Его образ уже не помогал воссоздавать непрерывно хранившуюся в памяти атмосферу прошлых времен. Теперь этот образ был зафиксирован в линейной (последовательной) памяти, как того требует современная культура [1].
Хотя еще жива концепция памяти в этом глубоком, коллективном смысле, новые технические средства меняют природу запоминания. Магнитофоны и видеомагнитофоны, а также письменная регистрация событий не только усиливают память, но и замораживают ее, придают ей фиксированный, линейный характер; они закрепляют ее и в то же время не дают ей развиваться и трансформироваться во времени, подобно тому как жесткий наружный скелет насекомых или ракообразных одновременно защищает и стесняет его обладателя. Вспомним, например, как в 1990 году лидеры мирового еврейского движения собрались в Ваннзе вилле на берегу озера, где Гитлер, Гейдрих и прочие почти пятьдесят лет назад подготовили план "окончательного решения еврейской проблемы". Как писал тогда лауреат Нобелевской премии мира Элие Визель, нужно было продемонстрировать, что "память сильнее чем ее враги..., о которых многие немцы и немки в прошлом старались не говорить и не помнить".

Это был акт групповой памяти одной стороны, противостоящий акту общественной амнезии у другой; но этот акт памяти не ограничивался устными выступлениями: он был подкреплен письменными текстами, звуковыми записями и прежде всего видимыми образами на фотографиях и кинопленке потрясающими до ужаса изображениями, которые остаются теперь в умах и памяти даже тех, кто бьш далеко от запечатленных событий. Контраст со
старыми, основанными на устной традиции культурами не мог бы быть более явным.
Разумеется, многие современные национальные и этнические конфликты порождены аналогичными, многократно усиленными коллективными воспоминаниями и коллективной амнезией. В детстве мне постоянно напоминали, чтобы я никогда не забывал о "последующем годе в Иерусалиме". В 1982 году после зверств в лагерях палестинских беженцев в Сабре и Шатилле я посетил Ливан и встречался со многими молодыми палестинцами, которые "помнили Яффу" (и даже Иерусалим), хотя, конечно, никогда не были там.

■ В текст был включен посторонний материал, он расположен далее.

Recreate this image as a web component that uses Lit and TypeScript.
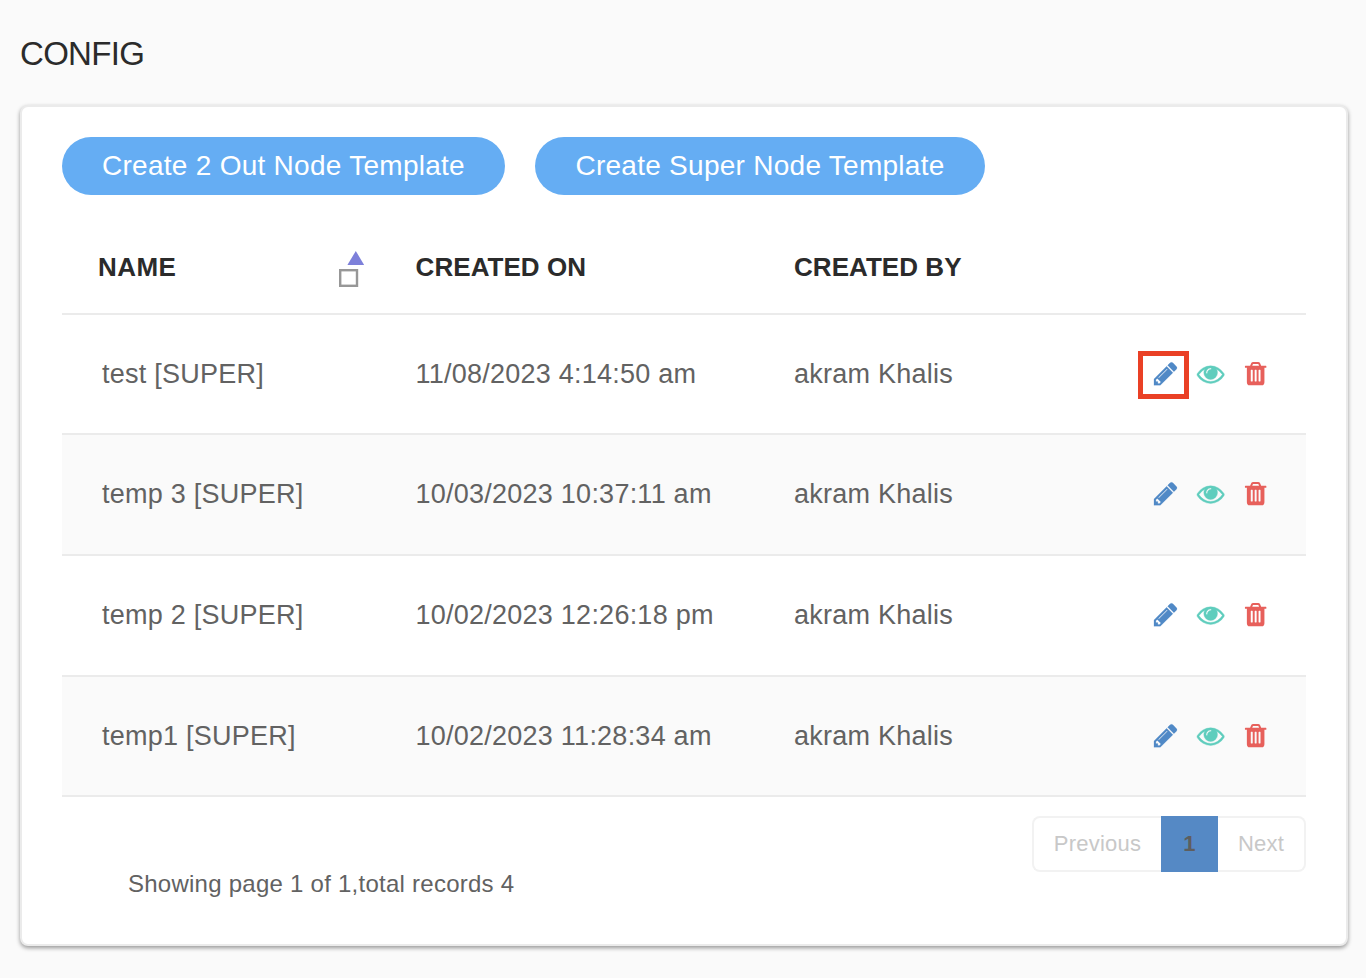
import { LitElement, html, css } from "lit";
import { customElement } from "lit/decorators.js";

const PENCIL = "M491 1536l91-91-235-235-91 91v107h128v128h107zm523-928q0-22-22-22-10 0-17 7l-542 542q-7 7-7 17 0 22 22 22 10 0 17-7l542-542q7-7 7-17zm-54-192l416 416-832 832h-416v-416zm683 96q0 53-37 90l-166 166-416-416 166-165q36-38 90-38 53 0 91 38l235 234q37 39 37 91z";
const EYE = "M1664 960q-152-236-381-353 61 104 61 225 0 185-131.5 316.5t-316.5 131.5-316.5-131.5-131.5-316.5q0-121 61-225-229 117-381 353 133 205 333.5 326.5t434.5 121.5 434.5-121.5 333.5-326.5zm-720-384q0-20-14-34t-34-14q-125 0-214.5 89.5t-89.5 214.5q0 20 14 34t34 14 34-14 14-34q0-86 61-147t147-61q20 0 34-14t14-34zm848 384q0 34-20 69-140 230-376.5 368.5t-499.5 138.5-499.5-139-376.5-368q-20-35-20-69t20-69q140-229 376.5-368t499.5-139 499.5 139 376.5 368q20 35 20 69z";
const TRASH = "M704 1376v-704q0-14-9-23t-23-9h-64q-14 0-23 9t-9 23v704q0 14 9 23t23 9h64q14 0 23-9t9-23zm256 0v-704q0-14-9-23t-23-9h-64q-14 0-23 9t-9 23v704q0 14 9 23t23 9h64q14 0 23-9t9-23zm256 0v-704q0-14-9-23t-23-9h-64q-14 0-23 9t-9 23v704q0 14 9 23t23 9h64q14 0 23-9t9-23zm-544-992h448l-48-117q-7-9-17-11h-317q-10 2-17 11zm928 32v64q0 14-9 23t-23 9h-96v948q0 83-47 143.5t-113 60.5h-832q-66 0-113-58.5t-47-141.5v-952h-96q-14 0-23-9t-9-23v-64q0-14 9-23t23-9h309l70-167q15-37 54-63t79-26h320q40 0 79 26t54 63l70 167h309q14 0 23 9t9 23z";

const icon = (path: string, name: string) =>
  html`<svg class="icon ${name}" viewBox="0 0 1792 1792"><path d=${path}></path></svg>`;

@customElement("app-root")
export class AppRoot extends LitElement {
  static styles = css`
    * { box-sizing: border-box; }
    :host { display: block; box-sizing: border-box; height: 978px; padding: 32px 18px 0 20px; background: #fafafa;
      overflow: hidden; font-family: "Liberation Sans", Arial, sans-serif; color: #626262; }
    h1 { margin: 0; height: 73px; font-size: 33px; line-height: 44px; font-weight: 400; letter-spacing: -.7px;
      color: #2b2b2b; }
    .card { height: 841px; padding: 30px 40px 0; background: #fff; border: 2px solid #ebebeb; border-radius: 8px;
      box-shadow: 0 2px 4px rgba(0, 0, 0, .4); }
    .buttons { display: flex; gap: 30px; }
    button { height: 58px; padding: 0; width: 443px; border: 0; border-radius: 29px; background: #65adf3;
      color: #fff; font: 28px "Liberation Sans", Arial, sans-serif; letter-spacing: .27px; }
    .wide { width: 450px; }
    .row { display: grid; grid-template-columns: 353.6px 378.4px 1fr 168px; align-items: center; height: 121px;
      border-bottom: 2px solid #ebebeb; font-size: 27px; letter-spacing: .24px; }
    .row:nth-child(2), .row:last-child { height: 120px; }
    .row:nth-child(odd) { background: #fafafa; }
    .row.head { height: 120px; padding-top: 26px; font-weight: 700; font-size: 26px; letter-spacing: .05px;
      color: #2b2b2b; background: #fff; }
    .name { padding-left: 40px; }
    .head .name { padding: 0 51.6px 0 36px; display: flex; justify-content: space-between; align-items: center;
      letter-spacing: .45px; }
    .sort { display: block; width: 26px; height: 38px; margin: 4px 0 0; }
    .icons { display: flex; align-items: center; }
    .edit { display: grid; place-items: center; width: 51px; height: 48px; margin-right: 7.5px; padding-left: 4px; }
    .marked { margin-top: 1px; outline: 5px solid #ea4025; outline-offset: -5px; }
    .icon { display: block; width: 27.3px; height: 27.3px; margin-top: -1.2px; }
    .pencil { fill: #5089c6; stroke: #5089c6; stroke-width: 10; }
    .eye { fill: #5fcdbd; stroke: #5fcdbd; stroke-width: 26; margin-right: 18px; overflow: visible; }
    .trash { fill: #e7605b; }
    .footer { display: flex; justify-content: space-between; padding: 19px 0 0 66px; }
    .summary { margin-top: 54px; font-size: 24px; line-height: 28px; letter-spacing: .25px; }
    .pager { display: grid; grid-template-columns: 129px 57px 88px; width: 274px; height: 56px; font-size: 22px;
      color: #c8c8c8; letter-spacing: .25px; }
    .pager span { display: grid; place-items: center; border: 2px solid #f2f2f2; }
    .pager .prev { border-right: 0; border-radius: 8px 0 0 8px; }
    .pager .next { border-left: 0; border-radius: 0 8px 8px 0; }
    .pager .current { border: 0; background: #5589c5; color: #5e5e5e; font-weight: 700; }
  `;
  render() {
    const rows = [
      ["test [SUPER]", "11/08/2023 4:14:50 am"],
      ["temp 3 [SUPER]", "10/03/2023 10:37:11 am"],
      ["temp 2 [SUPER]", "10/02/2023 12:26:18 pm"],
      ["temp1 [SUPER]", "10/02/2023 11:28:34 am"],
    ];
    return html`<h1>CONFIG</h1>
      <div class="card">
        <div class="buttons">
          <button>Create 2 Out Node Template</button>
          <button class="wide">Create Super Node Template</button>
        </div>
        <div>
          <div class="row head">
            <div class="name">NAME
              <svg class="sort" viewBox="0 0 26 38">
                <path d="M17.8 1 L26.2 15 H9.4 Z" fill="#7d80da"></path>
                <rect x="2.2" y="20.2" width="16.8" height="15.6" fill="#fff" stroke="#979797" stroke-width="2.4"></rect>
              </svg>
            </div>
            <div>CREATED ON</div>
            <div>CREATED BY</div>
          </div>
          ${rows.map((r, i) => html`<div class="row">
            <div class="name">${r[0]}</div>
            <div>${r[1]}</div>
            <div>akram Khalis</div>
            <div class="icons">
              <div class="edit ${i === 0 ? "marked" : ""}">${icon(PENCIL, "pencil")}</div>
              ${icon(EYE, "eye")}${icon(TRASH, "trash")}
            </div>
          </div>`)}
        </div>
        <div class="footer">
          <div class="summary">Showing page 1 of 1,total records 4</div>
          <div class="pager"><span class="prev">Previous</span><span class="current">1</span><span class="next">Next</span></div>
        </div>
      </div>`;
  }
}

Они помнили отнятые у их семей дома в той земле, что теперь называлась Израилем, помнили по меньшей мере так же хорошо и с таким же глубоким чувством, как те, кого собрал в Ваннзе акт коллективной памяти. Задумайтесь, чем стали Косово для сербов и албанцев или храм/мечеть в Алиодхе для индуистов и мусульман в результате коллективного восприятия изображений, сохраненных с помощью технических средств.
Психоаналитик Юнг отчасти основывал свою теорию общественного сознания на посылке, что коллективные воспоминания имеют расовую подоплеку и глубоко запечатлены в нашем биологическом и культурном наследии. Разумеется, мои рассуждения не имеют с этим ничего общего. Я говорю о механизмах сохранения и передачи, обобществления и коллективизации воспоминаний.

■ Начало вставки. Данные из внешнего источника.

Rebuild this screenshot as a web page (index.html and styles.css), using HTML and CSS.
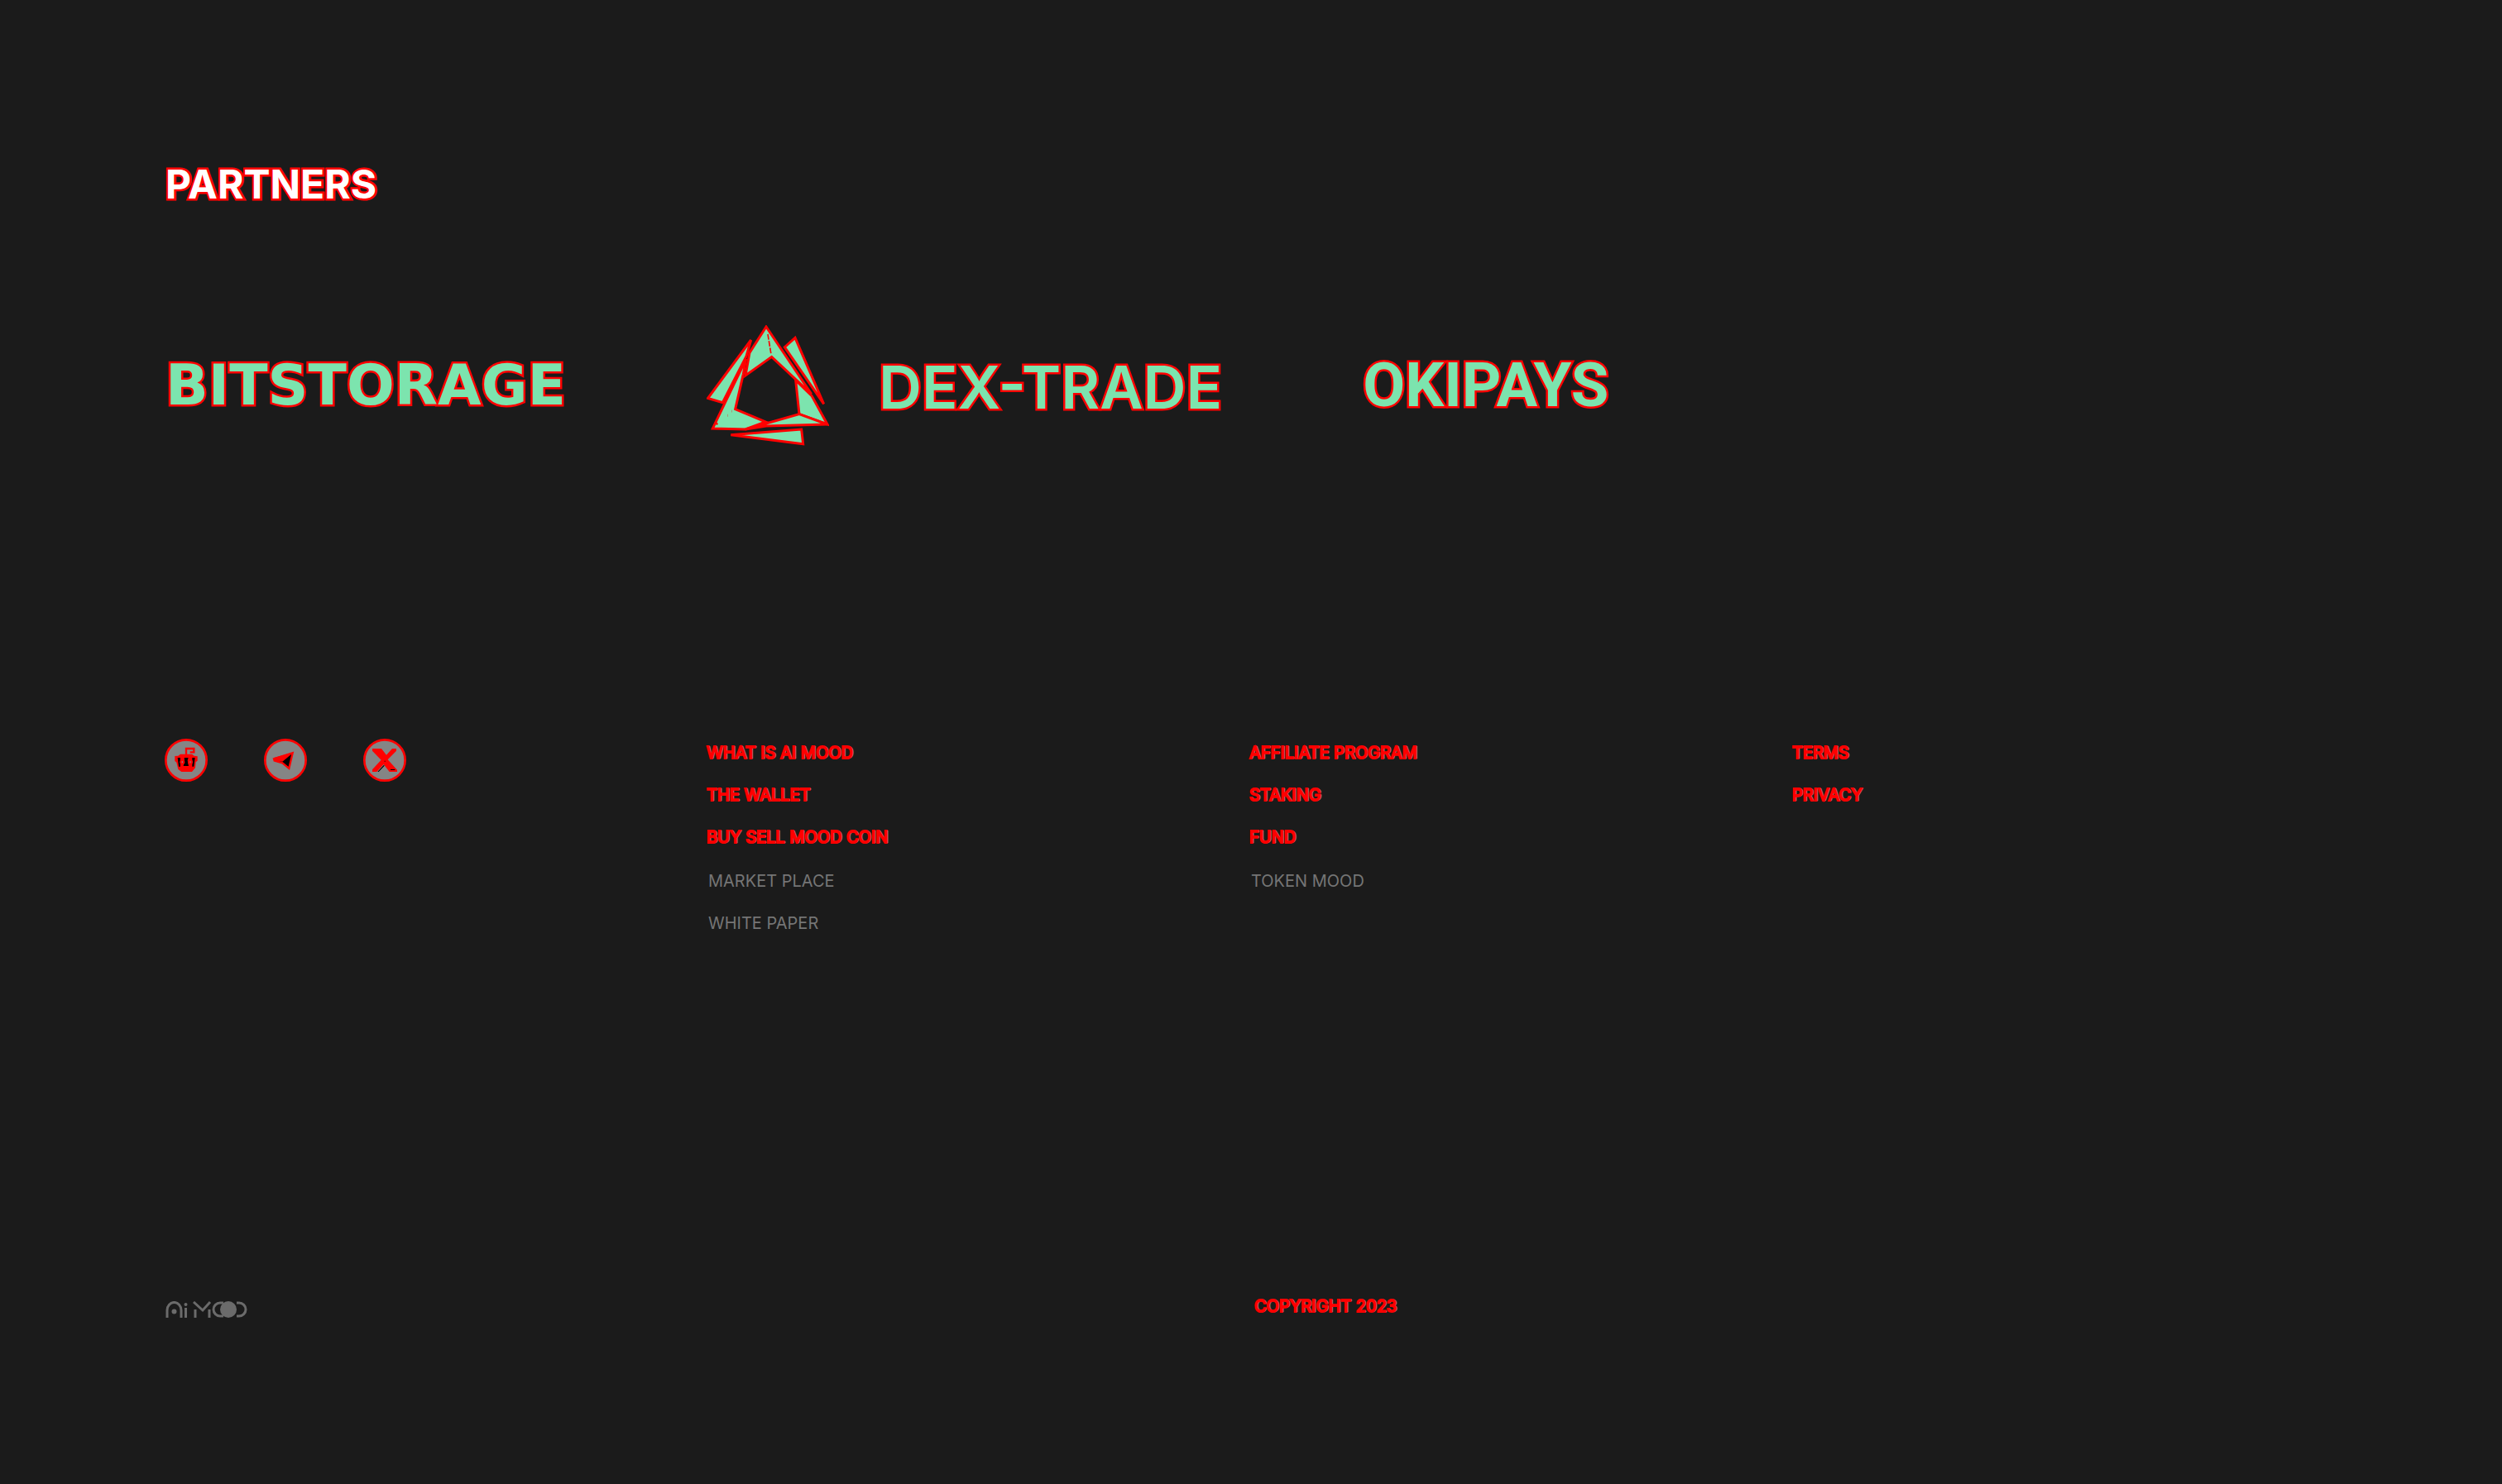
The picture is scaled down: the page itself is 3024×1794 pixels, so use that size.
FILE: index.html
```html
<!DOCTYPE html>
<html lang="en">
<head>
<meta charset="utf-8">
<title>Ai Mood</title>
<link rel="stylesheet" href="styles.css">
</head>
<body>
<main class="partners">
  <h2 class="title">PARTNERS</h2>
  <div class="logos">
    <a class="brand bitstorage" href="#">BITSTORAGE</a>
    <a class="brand dex" href="#">
      <svg class="mark" viewBox="24 22 444 438" aria-hidden="true">
        <g fill="#7ce4ae" stroke="#f00" stroke-width="9">
          <path d="M240 28 180 122 165 205 260 137 404 272Z"/>
          <path d="M345 68 307 102 449 308Z"/>
          <path d="M347 222 405 278 462 382 360 345Z"/>
          <path d="M185 76 29 287 82 303 168 135Z"/>
          <path d="M167 145 46 397 165 400 238 373 128 327 157 200Z"/>
          <path d="M165 400 360 345 462 382 240 388Z"/>
          <path d="M112 420 368 400 374 453Z"/>
          <path d="M246 55 258 128" stroke-width="5" stroke-dasharray="20 5"/>
          <path d="M58 382 75 367M99 350h1M115 334h1" stroke-dasharray="7 20"/>
        </g>
      </svg>
      <span class="name">DEX-TRADE</span>
    </a>
    <a class="brand okipays" href="#">OKIPAYS</a>
  </div>
</main>
<footer class="footer">
  <div class="columns">
    <div class="social">
      <a href="#" aria-label="Reddit"><svg viewBox="27 39 156 156">
        <circle cx="105" cy="117" r="74" fill="#858585" stroke="#f00" stroke-width="8"/>
        <path d="M64 102 76 101 84 95H126L134 101 146 103V119L140 124 138 145 126 159H88L76 150 70 125 64 120Z" fill="#f00"/>
        <path d="M105 98V75H133V88H119" fill="none" stroke="#f00" stroke-width="7"/>
        <path d="M74 108h10v32h-6zM98 108h15l-3 10 4 20h-19l4-20zM127 108h10l-4 32h-6z" fill="#000"/>
        <circle cx="91" cy="124" r="9" fill="#f00"/><circle cx="120" cy="124" r="9" fill="#f00"/>
        <path d="M89 121h4v6h-4zM118 121h4v6h-4z" fill="#858585"/>
      </svg></a>
      <a href="#" aria-label="Telegram"><svg viewBox="27 39 156 156">
        <circle cx="105" cy="117" r="74" fill="#858585" stroke="#f00" stroke-width="8"/>
        <path d="M63 112 131 91 118 147 94 127 65 119Z" fill="#000" stroke="#f00" stroke-width="7"/>
        <path d="M63 108 120 92 123 98 94 122 63 119Z" fill="#f00"/>
      </svg></a>
      <a href="#" aria-label="X"><svg viewBox="27 39 156 156">
        <circle cx="105" cy="117" r="74" fill="#858585" stroke="#f00" stroke-width="8"/>
        <path d="M60 75H93L111 98 132 75H147V83L116 115 150 152V159H122L101 132 76 159H60V151L92 116 60 83Z" fill="#f00"/>
        <path d="M126 150h16v3h-16zM104 119h3v3h-3zM79 159 102 134 104 137 83 159z" fill="#000"/>
      </svg></a>
    </div>
    <nav class="links">
      <a class="hot" href="#">WHAT IS AI MOOD</a>
      <a class="hot" href="#">THE WALLET</a>
      <a class="hot" href="#">BUY SELL MOOD COIN</a>
      <span>MARKET PLACE</span>
      <span>WHITE PAPER</span>
    </nav>
    <nav class="links">
      <a class="hot" href="#">AFFILIATE PROGRAM</a>
      <a class="hot" href="#">STAKING</a>
      <a class="hot" href="#">FUND</a>
      <span>TOKEN MOOD</span>
    </nav>
    <nav class="links">
      <a class="hot" href="#">TERMS</a>
      <a class="hot" href="#">PRIVACY</a>
    </nav>
  </div>
  <div class="bottom">
    <svg class="logo" viewBox="0 0 100 20" role="img" aria-label="Ai Mood">
      <g fill="none" stroke="#6b6b6b" stroke-width="3">
        <path d="M2 20V11a8 9 0 0 1 17 0V20M24.500 8V20M36 10V20M34 1 45 11 54 1M53 10V20"/>
        <path d="M70 2H66a8 8 0 0 0 0 16h4M86 2h3a8 8 0 0 1 0 16h-3"/>
      </g>
      <g fill="#6b6b6b"><circle cx="10.500" cy="12.500" r="3"/><circle cx="24.500" cy="4" r="2"/><circle cx="76" cy="10" r="10"/></g>
    </svg>
    <p class="copyright hot">COPYRIGHT 2023</p>
  </div>
</footer>
</body>
</html>
```
FILE: styles.css
```css
* { box-sizing: border-box; }
body {
  margin: 0;
  padding: 193px 200px 0;
  background: #1b1b1b;
  color: #757575;
  font-family: Inter, sans-serif;
  font-size: 20px;
  line-height: 24px;
}
a { color: inherit; text-decoration: none; }
.title,
.brand {
  -webkit-text-stroke: 5px #f00;
  paint-order: stroke fill;
}
.title {
  margin: 0;
  color: #fff;
  font-size: 48px;
  font-weight: 700;
  line-height: 60px;
}
.logos {
  display: flex;
  align-items: center;
  gap: 170px;
  margin-top: 140px;
}
.brand {
  color: #7ce4ae;
  line-height: 80px;
  white-space: nowrap;
}
.bitstorage { font-family: "DejaVu Sans", sans-serif; font-size: 68px; font-weight: 700; }
.dex { display: flex; align-items: center; gap: 60px; font-size: 72px; font-weight: 600; }
.okipays { font-family: Roboto, sans-serif; font-size: 74px; font-weight: 700; }
.mark { display: block; width: 148px; height: 146px; paint-order: normal; }
.name { padding-top: 4px; }
.footer { margin-top: 354px; }
.columns {
  display: grid;
  grid-template-columns: repeat(4, 1fr);
  min-height: 666px;
}
.social { display: flex; align-items: flex-start; gap: 68px; margin-left: -1px; }
.social svg { display: block; width: 52px; height: 52px; }
.links {
  display: flex;
  flex-direction: column;
  align-items: flex-start;
  gap: 27px;
  padding-top: 5px;
}
.links .hot { margin-left: -2px; }
.links .hot + span { margin-top: 2px; }
.hot {
  color: #f00;
  -webkit-text-stroke: 2px #f00;
  text-shadow: 2px 0 #6b6b6b;
}
.bottom {
  display: grid;
  grid-template-columns: repeat(2, 1fr);
  align-items: start;
  padding: 8px 0;
}
.logo { width: 100px; height: 20px; margin-top: 6px; }
.copyright { margin: 0; padding-left: 4px; }
```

В Советском Союзе бьшо создано общество "Мемориал", поставившее своей задачей сохранить память о жертвах сталинизма, однако и крайне правая политическая организация русских националистов и антисемитов назвала себя "Памятью". Я попытаюсь показать, что выяснение природы забывания, индивидуальной и общественной амнезии не менее важно для постижения социальных и биологических функций памяти,, чем знание механизмов запоминания.
В этой главе речь пойдет о коллективных и индивидуальных воспоминаниях и о меняющихся технических средствах, которые обогащают или ограничивают их и в то же время служат аналогиями при попытках объяснить память. В главе 5 будет показано, как технический прогресс, который в нашем компьютеризованном индустриальном обществе связывает и регламентирует подвижную память устной культуры, отражается в индивидуальном развитии человека.
Древнее искусство запоминания
Древние философы относились к достоинствам письменной культуры с явным скепсисом. Платон приписывает Сократу утверждение об античеловеческой природе письма: оно выносит за пределы нашего духа то, что на самом деле может существовать только в нем самом. Как отмечает Онг, письмо материализует психические процессы, превращает их в произведенный продукт.

Записи разрушают память; те, кто пользуется ими (как говорил, по свидетельству Платона, Сократ), становятся забывчивыми, полагаются на внешние источники, когда им не хватает внутренних ресурсов.